Texas routinely ranks near the bottom of the country for voter turnout. Democrats said voters need to feel that an election is winnable and motivated by the issues — and they hope the recipe is there this year, despite the uphill climb post-redistricting.

Rep. Lizzie Fletcher , D-Houston, flipped a House seat in a tight race in 2018. She said the new map is designed to make people feel disengaged from the political process.

“What I’ve heard over the years is so many people feel like their vote doesn’t matter,” Fletcher said.

But she said drawing attention to it, especially in winnable seats, could help mobilize Democratic voters to turn out.

Some worry that low Latino turnout, especially in districts that are not Latino-opportunity, is a self-fulfilling prophecy.
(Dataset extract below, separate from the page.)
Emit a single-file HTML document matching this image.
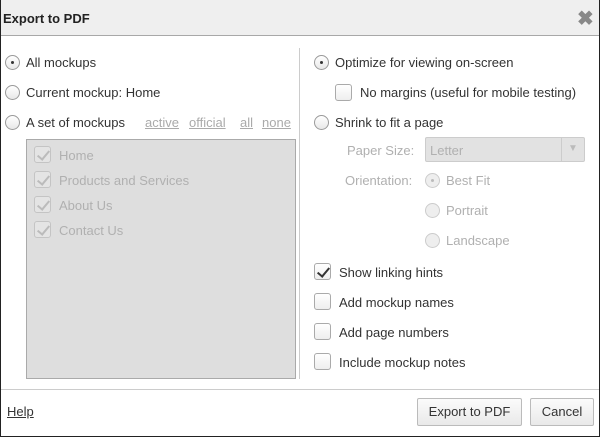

Candidates spend their time talking to voters who their modeling indicates are more likely to turn out and to vote for their party; as a result, majority-Hispanic districts that favor Republicans may not see much outreach.

Gabriel Rosales, the Texas State Director of LULAC, said he worries that the new map will further entrench the notion among Latino voters that their votes don’t matter.

“They already have a generational apathetic attitude when it comes to voting,” Rosales said, adding that Republicans “basically choosing their voters, not allowing the voters to choose their representatives” may ensure the trend continues.